Solution to Exercise 3
import numpy as np
images = np.random.randn(16, 3, 32, 32)
mu = np.array([0.485, 0.456, 0.406])
mu_reshaped = mu[np.newaxis, :, np.newaxis, np.newaxis] # (1, 3, 1, 1)
result = images - mu_reshaped
print(result.shape) # (16, 3, 32, 32)
Exercise 4.
A 3D array A has shape (batch, rows, cols) = (8, 5, 10). You want to add a bias vector b of shape (5,) to each row of each batch (axis 1). Show that A + b fails, explain why, and fix it by reshaping b. Verify the result shape.
Solution to Exercise 4
import numpy as np
A = np.ones((8, 5, 10))
b = np.array([1, 2, 3, 4, 5]) # (5,)
# A + b fails because:
# A: (8, 5, 10)
# b: (5,) → padded to (1, 1, 5)
# axis 2: 10 vs 5 → FAIL (neither is 1)
try:
A + b
except ValueError as e:
print(f"Error: {e}")
# Fix: reshape b to align with axis 1
b_fixed = b[np.newaxis, :, np.newaxis] # (1, 5, 1)
result = A + b_fixed
print(result.shape) # (8, 5, 10)
# Verification: each "row" (axis 1) gets a different bias
print(result[0, :, 0]) # [2. 3. 4. 5. 6.]
Exercise 5.
Explain the difference between v[:, np.newaxis] and v[np.newaxis, :] for a 1D array v of shape (4,). Show how each produces a different result when added to a (3, 4) matrix. Connect this to the "prepending is left-only" rule.
Solution to Exercise 5
import numpy as np
v = np.array([10, 20, 30, 40]) # (4,)
M = np.zeros((3, 4))
# v[:, np.newaxis] → (4, 1): column vector
# M + v[:, np.newaxis] → (3, 4) + (4, 1) → axis 0: 3 vs 4 → FAIL
try:
M + v[:, np.newaxis]
except ValueError as e:
print(f"Column vector fails: {e}")
# v[np.newaxis, :] → (1, 4): row vector
# M + v[np.newaxis, :] → (3, 4) + (1, 4) → (3, 4) ✓
result = M + v[np.newaxis, :]
print(f"Row vector works: {result.shape}") # (3, 4)
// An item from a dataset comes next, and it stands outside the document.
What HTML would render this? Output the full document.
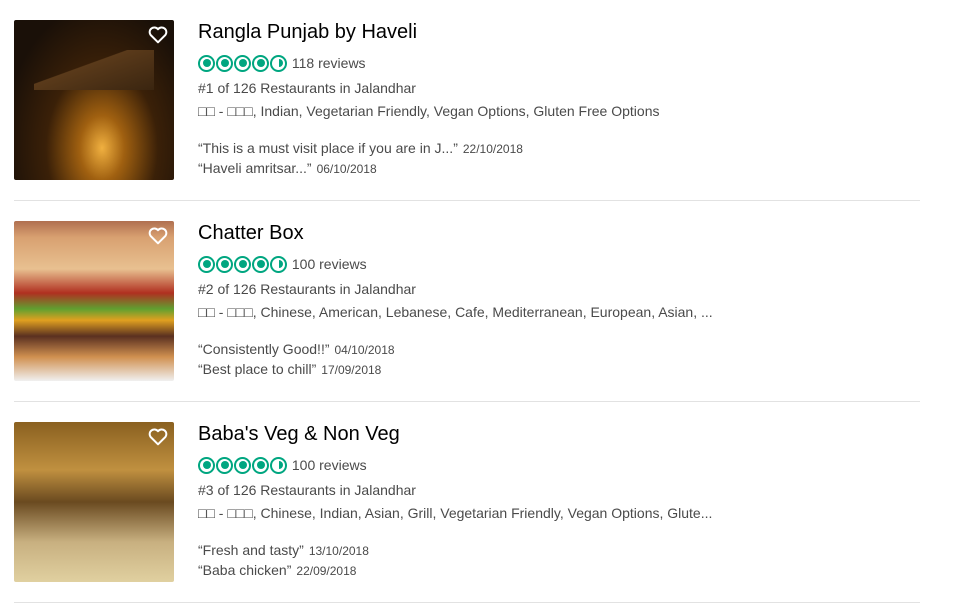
<!DOCTYPE html>
<html><head><meta charset="utf-8"><style>
body{margin:0;background:#fff;font-family:"Liberation Sans",Arial,sans-serif;color:#4a4a4a;}
.row{position:absolute;left:14px;width:906px;height:181px;border-bottom:1px solid #e2e2e2;box-sizing:border-box}
.img{position:absolute;left:0;top:0;width:160px;height:160px;border-radius:2px;overflow:hidden}
.heart{position:absolute;right:6px;top:6px}
.t{position:absolute;left:184px;top:0;font-size:20px;color:#000;line-height:24px}
.st{position:absolute;left:184px;top:34px;height:18px;display:flex;align-items:center;font-size:14px}
.c{width:17px;height:17px;border:2px solid #00a680;border-radius:50%;margin-right:1px;position:relative;box-sizing:border-box}
.c::after{content:"";position:absolute;left:2.5px;top:2.5px;width:8px;height:8px;border-radius:50%;background:#00a680}
.c.h::after{border-radius:0 4px 4px 0;left:6.5px;width:4px}
.l{position:absolute;left:184px;font-size:14px;line-height:16px}
.q{position:absolute;left:184px;font-size:14px;line-height:16px;color:#4a4a4a}
.q span{font-size:12px;margin-left:5px}
</style></head><body>

<div class="row" style="top:20px">
 <div class="img" style="background:radial-gradient(ellipse at 55% 80%,#f0b040 0,#a06010 18%,#3a2008 45%,#1a1008 80%)">
  <div style="position:absolute;left:20px;top:30px;width:120px;height:40px;background:linear-gradient(160deg,transparent 40%,#5a3a1a 41%,#3a2510 100%)"></div>
  <svg class="heart" width="20" height="18" viewBox="0 0 24 22"><path d="M12 20 L3 11 A5 5 0 0 1 12 4 A5 5 0 0 1 21 11 Z" fill="none" stroke="#fff" stroke-width="2.4" stroke-linejoin="round"/></svg>
 </div>
 <div class="t">Rangla Punjab by Haveli</div>
 <div class="st"><i class="c"></i><i class="c"></i><i class="c"></i><i class="c"></i><i class="c h"></i>&nbsp;118 reviews</div>
 <div class="l" style="top:60px">#1 of 126 Restaurants in Jalandhar</div>
 <div class="l" style="top:83px">□□ - □□□, Indian, Vegetarian Friendly, Vegan Options, Gluten Free Options</div>
 <div class="q" style="top:120px">“This is a must visit place if you are in J...”<span>22/10/2018</span></div>
 <div class="q" style="top:140px">“Haveli amritsar...”<span>06/10/2018</span></div>
</div>

<div class="row" style="top:221px">
 <div class="img" style="background:linear-gradient(180deg,#b07050 0,#d8a070 10%,#e8c090 30%,#b03020 45%,#60a030 55%,#e0a020 62%,#5a3020 72%,#d09050 85%,#f0f0f0 100%)">
  <svg class="heart" width="20" height="18" viewBox="0 0 24 22"><path d="M12 20 L3 11 A5 5 0 0 1 12 4 A5 5 0 0 1 21 11 Z" fill="none" stroke="#fff" stroke-width="2.4" stroke-linejoin="round"/></svg>
 </div>
 <div class="t">Chatter Box</div>
 <div class="st"><i class="c"></i><i class="c"></i><i class="c"></i><i class="c"></i><i class="c h"></i>&nbsp;100 reviews</div>
 <div class="l" style="top:60px">#2 of 126 Restaurants in Jalandhar</div>
 <div class="l" style="top:83px">□□ - □□□, Chinese, American, Lebanese, Cafe, Mediterranean, European, Asian, ...</div>
 <div class="q" style="top:120px">“Consistently Good!!”<span>04/10/2018</span></div>
 <div class="q" style="top:140px">“Best place to chill”<span>17/09/2018</span></div>
</div>

<div class="row" style="top:422px">
 <div class="img" style="background:linear-gradient(180deg,#8a6020 0,#c09040 30%,#6a4a20 50%,#c8b080 75%,#e0d0a0 100%)">
  <svg class="heart" width="20" height="18" viewBox="0 0 24 22"><path d="M12 20 L3 11 A5 5 0 0 1 12 4 A5 5 0 0 1 21 11 Z" fill="none" stroke="#fff" stroke-width="2.4" stroke-linejoin="round"/></svg>
 </div>
 <div class="t">Baba's Veg &amp; Non Veg</div>
 <div class="st"><i class="c"></i><i class="c"></i><i class="c"></i><i class="c"></i><i class="c h"></i>&nbsp;100 reviews</div>
 <div class="l" style="top:60px">#3 of 126 Restaurants in Jalandhar</div>
 <div class="l" style="top:83px">□□ - □□□, Chinese, Indian, Asian, Grill, Vegetarian Friendly, Vegan Options, Glute...</div>
 <div class="q" style="top:120px">“Fresh and tasty”<span>13/10/2018</span></div>
 <div class="q" style="top:140px">“Baba chicken”<span>22/09/2018</span></div>
</div>
</body></html>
# But actually v alone (shape (4,)) also works:
result2 = M + v # (3, 4) + (4,) → pad to (1, 4) → (3, 4) ✓
print(np.array_equal(result, result2)) # True
# The "left-only" rule: NumPy pads (4,) to (1, 4), never to (4, 1).
# If you WANT (4, 1) behavior, you must add the axis yourself.
# This is why np.newaxis placement matters.